Comment Re:will start shipping (Score 2) 26
I don't think it will be a problem. These are $150 Chinese phones with a coat of cheap gold paint. They can get a few hundred of them and send them out and it'll make it look like they aren't scamming people at least for a little while.
The summary should also mention that the main selling point of the Trump phone was that it was supposed to be Made in America. That was a major part of the sales pitch and a key promise that motivated whatever pre-orders they got. To whatever extent the alleged 600k pre-orders is plausible, it was that promise that made it so. But Trump Mobile quietly changed the terms on their web site, removing the "Made in America" promise and replacing it with a claim that the phones are "Designed with American values in mind".

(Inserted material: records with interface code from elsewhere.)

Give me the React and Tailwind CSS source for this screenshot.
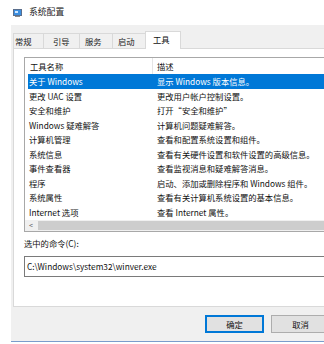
import React from "react";

const rows = [
  ["关于 Windows", "显示 Windows 版本信息。"],
  ["更改 UAC 设置", "更改用户帐户控制设置。"],
  ["安全和维护", "打开“安全和维护”"],
  ["Windows 疑难解答", "计算机问题疑难解答。"],
  ["计算机管理", "查看和配置系统设置和组件。"],
  ["系统信息", "查看有关硬件设置和软件设置的高级信息。"],
  ["事件查看器", "查看监视消息和疑难解答消息。"],
  ["程序", "启动、添加或删除程序和 Windows 组件。"],
  ["系统属性", "查看有关计算机系统设置的基本信息。"],
  ["Internet 选项", "查看 Internet 属性。"],
];

const tabs = [
  { label: "常规", w: "w-[30px]", pl: "pl-[1px]" },
  { label: "引导", w: "w-[36px]", pl: "pl-[9px]" },
  { label: "服务", w: "w-[33px]", pl: "pl-[5px]" },
  { label: "启动", w: "w-[33px]", pl: "pl-[5px]" },
];

export default function App() {
  return (
    <div className="w-[324px] h-[344px] bg-white overflow-hidden relative font-['Noto_Sans_CJK_SC',sans-serif] text-[8.3px] leading-none text-[#111]">
      {/* title bar */}
      <div className="h-[25px] flex items-center pl-[13px] gap-[7px]">
        <svg width="9" height="8" viewBox="0 0 9 8">
          <rect x="0" y="0" width="9" height="7" fill="#5a6e8c" />
          <rect x="1" y="1" width="7" height="5" fill="#3c8fe0" />
          <rect x="2" y="2" width="3" height="2" fill="#cfe6ff" />
          <rect x="2" y="7" width="5" height="1" fill="#8a8a8a" />
        </svg>
        <span className="text-[8.8px] text-[#222]">系统配置</span>
      </div>

      {/* dialog body */}
      <div className="ml-[11px] w-[340px] h-[317px] bg-[#f0f0f0] border-b border-[#7a9ccc] flex flex-col">
        {/* tabs */}
        <div className="h-[23px] flex items-end pl-[2px] relative z-10">
          {tabs.map((t) => (
            <div
              key={t.label}
              className={`${t.w} ${t.pl} h-[15px] flex items-center border-t border-l border-[#d9d9d9] bg-[#f0f0f0] text-[#222]`}
            >
              {t.label}
            </div>
          ))}
          <div className="w-[36px] pl-[7px] h-[18px] mb-[-1px] flex items-center border-t border-l border-r border-[#d9d9d9] bg-white pb-[2px]">
            工具
          </div>
        </div>

        {/* panel */}
        <div className="ml-[2px] w-[340px] h-[259px] bg-white border border-[#d9d9d9] pl-[10px] pt-[8px] flex flex-col">
          {/* list view */}
          <div className="w-[330px] border border-[#a8a8a8] flex flex-col">
            <div className="h-[16px] flex items-center">
              <div className="w-[128px] h-full flex items-center pl-[5px] border-r border-[#e5e5e5]">
                工具名称
              </div>
              <div className="pl-[4px]">描述</div>
            </div>
            {rows.map(([a, b], i) => (
              <div
                key={a}
                className={`h-[14.5px] ml-[3px] flex items-center ${
                  i === 0 ? "bg-[#0078d7] text-white" : ""
                }`}
              >
                <div className="w-[126px] pl-[1px] whitespace-nowrap">{a}</div>
                <div className="pl-[3px] whitespace-nowrap">{b}</div>
              </div>
            ))}
            {/* horizontal scrollbar */}
            <div className="h-[11px] mt-[0.5px] flex items-center bg-[#f0f0f0]">
              <div className="w-[12px] h-[11px] flex items-center justify-center text-[7px] text-[#606060]">
                &lt;
              </div>
              <div className="ml-[1px] w-[310px] h-[9px] bg-[#cdcdcd]" />
            </div>
          </div>

          <div className="mt-[7px] h-[10px] flex items-center">选中的命令(C):</div>

          <div className="mt-[7px] w-[330px] h-[21px] border border-[#7a7a7a] flex items-center pl-[2px]">
            C:\Windows\system32\winver.exe
          </div>
        </div>

        {/* buttons */}
        <div className="mt-[8px] flex pl-[194px] gap-[7px]">
          <div className="w-[59px] h-[18px] bg-[#e1e1e1] border border-[#0078d7] shadow-[inset_0_0_0_1px_#0078d7] flex items-center justify-center">
            确定
          </div>
          <div className="w-[59px] h-[18px] bg-[#e1e1e1] border border-[#adadad] flex items-center justify-center">
            取消
          </div>
        </div>
      </div>
    </div>
  );
}
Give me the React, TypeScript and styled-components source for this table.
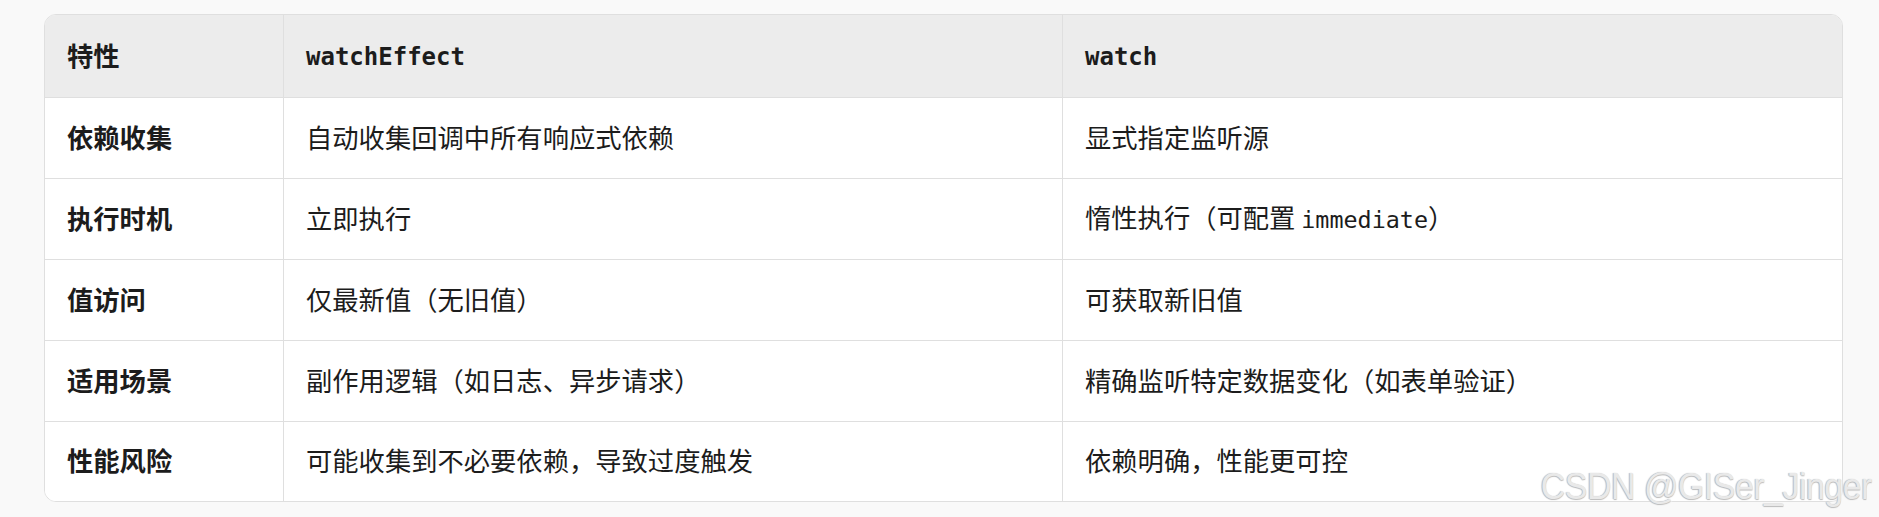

My guess is that they announced before even checking whether they could actually make a phone, typical Trump business "strategy", then discovered that doing it ranges from extremely difficult/expensive to impossible depending on how you define "made". You could probably import all the parts and assemble them in the US, though it'd add a lot of cost (Moto tried it). You simply couldn't create an even marginally-decent device from chips fabbed here. You could get an SoC and a modem that are only a few years behind current flagships, thanks to TSMC Arizona (thanks, Biden!), but DRAM, flash, display, camera sensor, MLCCs... even high-density PCBs are available only from Asia.
Note that I think this is a national security problem that needs serious attention. We're way too dependent on foreign manufacturing chains for critical components, components that aren't just needed for modern consumer electronics, but for high-tech weaponry. Biden made a little bit of a start on addressing it with the CHIPS act, but Trump has undermined a lot of that (and wants to repeal it entirely). To really get to where you could build something comparable to a five year-old flagship entirely in the US would require another half-dozen CHIPS Acts focusing on flash, displays, image sensors, MLCCCs, PCBs, batteries (the US makes lots of Li-ion batteries but they're EV batteries and the differences in form factor, chemistry and defect rates between those and phone batteries are enormous), etc. We're just that far behind.